Abstract:
Country risk has become a major concern for the international financial community and
investors due to political changes and the spread of globalization. Country risk analysis
began in the 1970s when countries began to expand their businesses and activities to other countries. This led to losses due to default due to war conflicts, mismanagement, and political instability. With the advancement of technology, country reports were more detailed
and statistical techniques were used to create a "score" or rating for each country. Different tools and agencies have been developed to measure and forecast country risk and assist investors in making decisions. Rating agencies are considered to be of great help in today’s world, as any investor can give a loan to anyone anywhere in the world. Besides private companies, rating agencies also assess the creditworthiness of government and public institutions. Some of the numerous ways to measure and evaluate country risk include credit rating agencies, economic indicators such as inflation, growth rates, level of unemployment, level of corruption. All these measures can provide information on a country’s stability, political stability, governments, and social stability of a certain country. In addition, expert opinions such as analysts and mark participants can help assess country risk based on their knowledge and experience and by using qualitative and quantitative data they have. There is also a multivariate analysis which uses a combination of indicators and data from a variety of sources to generate a comprehensive measure of country risk. One of the terms often mentioned while researching the topic of country risk is country risk premium (CRP).

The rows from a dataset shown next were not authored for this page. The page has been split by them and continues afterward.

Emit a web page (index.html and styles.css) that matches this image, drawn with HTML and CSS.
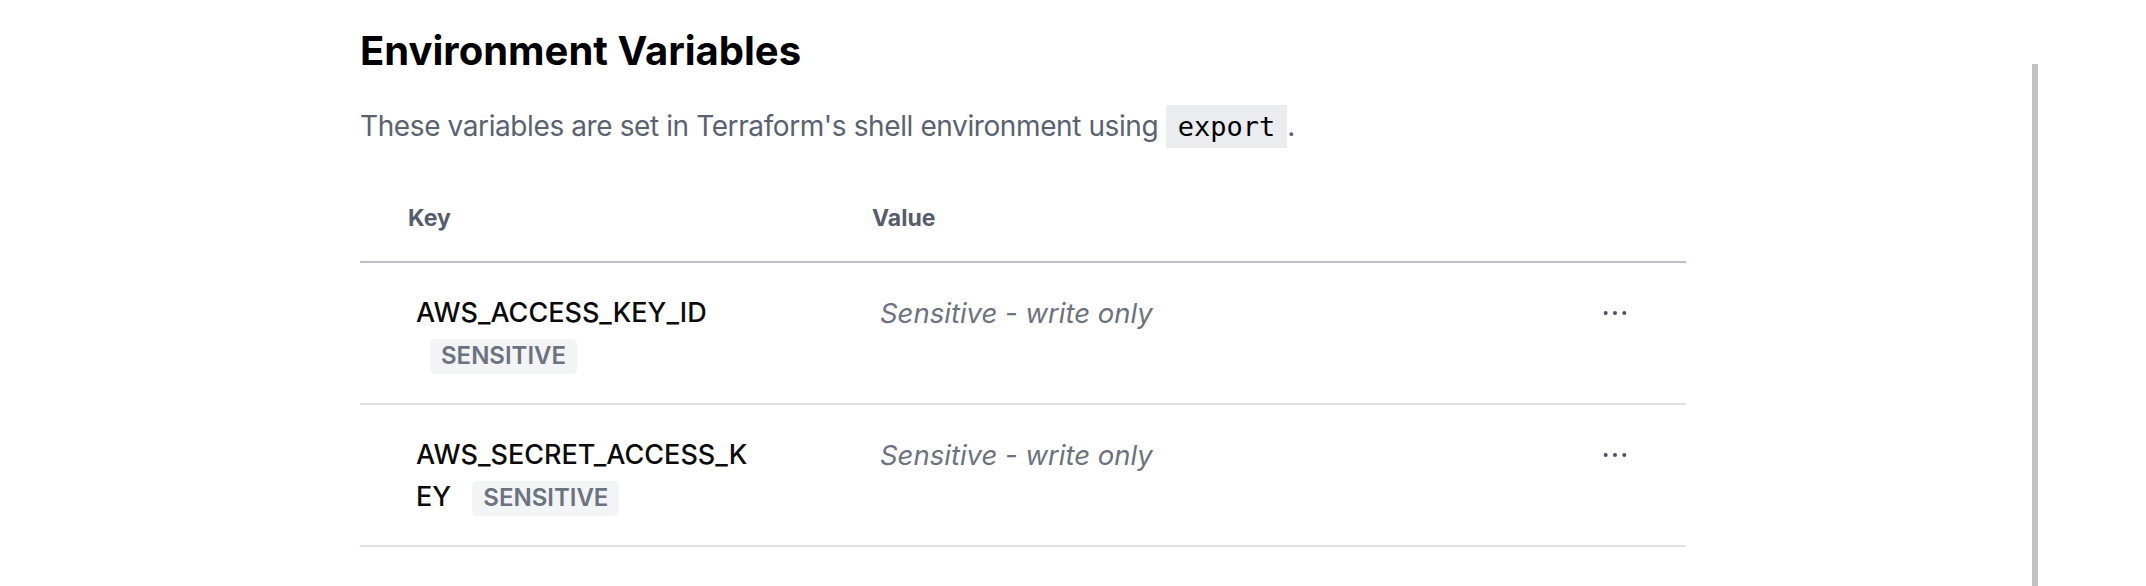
FILE: index.html
```html
<!DOCTYPE html>
<html lang="en">
<head>
  <meta charset="UTF-8" />
  <meta name="viewport" content="width=device-width, initial-scale=1.0"/>
  <title>Environment Variables</title>
  <link rel="stylesheet" href="styles.css">
</head>
<body>
  <main class="page">
    <h2 class="title">Environment Variables</h2>
    <p class="intro">These variables are set in Terraform's shell environment using <code>export</code>.</p>

    <table class="vars">
      <colgroup>
        <col class="col-key">
        <col class="col-value">
        <col class="col-actions">
      </colgroup>
      <thead>
        <tr>
          <th>Key</th>
          <th>Value</th>
          <th></th>
        </tr>
      </thead>
      <tbody>
        <tr>
          <td class="key"><span class="name">AWS_ACCESS_KEY_ID</span> <span class="badge">SENSITIVE</span></td>
          <td class="value">Sensitive - write only</td>
          <td class="actions">
            <button class="more" aria-label="More actions">
              <svg width="24" height="6" viewBox="0 0 24 6"><circle cx="2.7" cy="3" r="2"/><circle cx="12" cy="3" r="2"/><circle cx="21.3" cy="3" r="2"/></svg>
            </button>
          </td>
        </tr>
        <tr>
          <td class="key"><span class="name">AWS_SECRET_ACCESS_KEY</span> <span class="badge">SENSITIVE</span></td>
          <td class="value">Sensitive - write only</td>
          <td class="actions">
            <button class="more" aria-label="More actions">
              <svg width="24" height="6" viewBox="0 0 24 6"><circle cx="2.7" cy="3" r="2"/><circle cx="12" cy="3" r="2"/><circle cx="21.3" cy="3" r="2"/></svg>
            </button>
          </td>
        </tr>
      </tbody>
    </table>
  </main>

  <div class="scroll-thumb"></div>
</body>
</html>
```

FILE: styles.css
```css
body {
  margin: 0;
  background: #fff;
  font-family: Inter, "Noto Sans", sans-serif;
  color: #0b0b0c;
}
.page {
  width: 1326px;
  padding: 27px 0 0 360px;
}
.title {
  margin: 0 0 29px;
  font-size: 40px;
  line-height: 48px;
  font-weight: 700;
  color: #000;
}
.intro {
  margin: 0 0 27px;
  font-size: 28px;
  line-height: 44px;
  letter-spacing: -0.4px;
  color: #5a6272;
}
.intro code {
  font-family: "DejaVu Sans Mono", monospace;
  font-size: 27px;
  letter-spacing: 0;
  color: #000;
  background: #eaecf0;
  padding: 6px 12px;
}
.vars {
  width: 100%;
  border-collapse: collapse;
  table-layout: fixed;
}
.col-key {
  width: 464px;
}
.col-actions {
  width: 142px;
}
th {
  text-align: left;
  padding: 26px 0 26px 48px;
  font-size: 23px;
  line-height: 33px;
  font-weight: 700;
  color: #555d6b;
  border-bottom: 2px solid #b9c0cc;
}
td {
  vertical-align: top;
  padding: 29px 56px 27px;
  line-height: 42px;
  border-bottom: 2px solid #dde1e6;
}
.key {
  padding-right: 64px;
  font-size: 27px;
  font-weight: 500;
  color: #0b0b0c;
  word-break: break-all;
}
.badge {
  display: inline-block;
  margin-left: 14px;
  padding: 3px 11px 4px;
  font-size: 24px;
  line-height: 28px;
  font-weight: 600;
  color: #6b7280;
  background: #f3f4f6;
  border-radius: 5px;
  word-break: normal;
}
.value {
  font-size: 27.5px;
  font-style: italic;
  color: #6b7280;
}
.more {
  display: flex;
  align-items: center;
  justify-content: center;
  width: 30px;
  height: 42px;
  margin-left: auto;
  padding: 0;
  border: none;
  background: none;
  fill: #4b5160;
  cursor: pointer;
}
.scroll-thumb {
  position: fixed;
  top: 64px;
  bottom: 0;
  left: 2032px;
  width: 6px;
  background: #c1c1c1;
}
```
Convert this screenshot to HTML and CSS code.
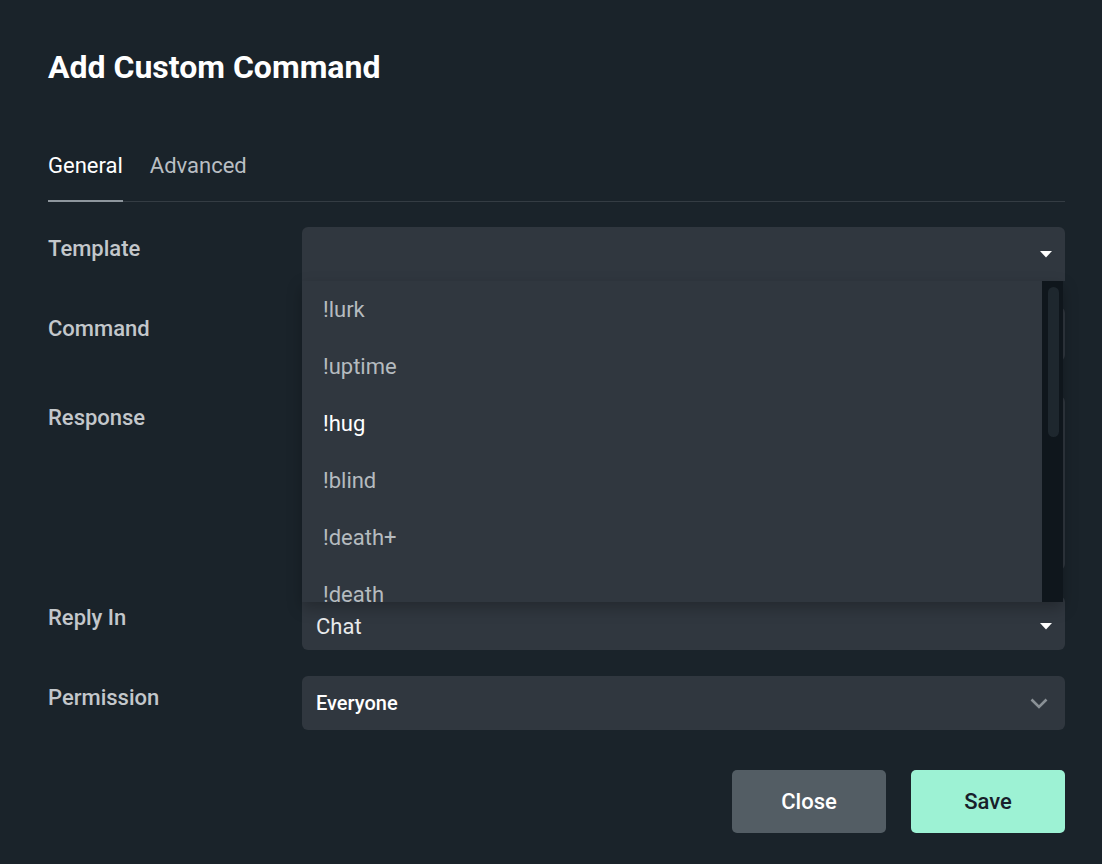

The country risk premium is a key component of country risk analysis. Country risk analysis helps investors to make informed decisions about where to invest their money and helps to manage the risk of investment by considering a range of economic, political, and social factors that can impact the stability and sustainability of the national economy. The results of country risk analysis are used to determine the country’s risk premium, which provides a valuable tool for managing investment risk in a rapidly changing global economy. The purpose of the paper is to analyze and compare country risks for Bosnia and Herzegovina, Croatia, Serbia, and Slovenia, highlighting the importance of country risk evaluation and its assessment in global markets. It looks at country risk reports and analysis
for Bosnia and Herzegovina, Croatia, Serbia, and Slovenia. It also looks at credit rating
agencies' reports and rates for these four countries. It focuses on strengths and weaknesses of each country, compares them to political, economic, and financial factors, and looks into country risk premium calculated by Damodaran.